An application under r 449 must be brought expeditiously. See Grantully (Pvt) Ltd Anor v UDC Ltd 2000 (1) ZLR 361 (SC) at 366 where GUBBAY CJ stated:

 

“After all, r 449 is “a procedural step designed to correct expeditiously an obviously wrong judgment or order; per ERASMUS J in Bakoven’s case supra at 471 E-F.”

 

Judgment in the money claim was given on in August 2010. The applicant filed the present application on 23 March 2011. The notice of opposition and opposing affidavits were filed on 6 April 2011. These were commissioned in Australia. The answering affidavit was filed on 5 July 2011. The respondent then filed its Heads of Argument on 6 September 2011 and arranged for the matter to be set down.
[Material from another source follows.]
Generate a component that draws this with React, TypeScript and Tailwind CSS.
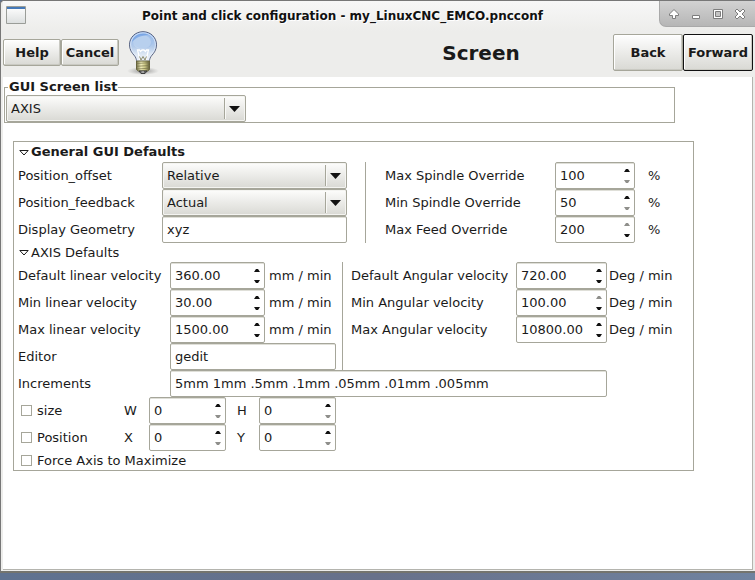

The applicant filed its Heads of Argument on 20 September 2011. The above narration indicates that the applicant was not in a hurry to have the application expeditiously dealt with. It took him thirteen weeks to file an answering affidavit yet the first respondent, who was in Australia, filed his notice of opposition within the ten days stipulated in the court application. After a further period of eight weeks, the respondents then filed their Heads of Argument and arranged for the matter to be set down. It took the applicant two weeks to file his Heads of Argument and these were only served on the respondents some nine days after they were filed. There has to be finality to litigation and even if the applicant had brought himself within r 449 I would have used my discretion to decline to grant the relief sought due to the delays.

In the result I will therefore dismiss the application with costs.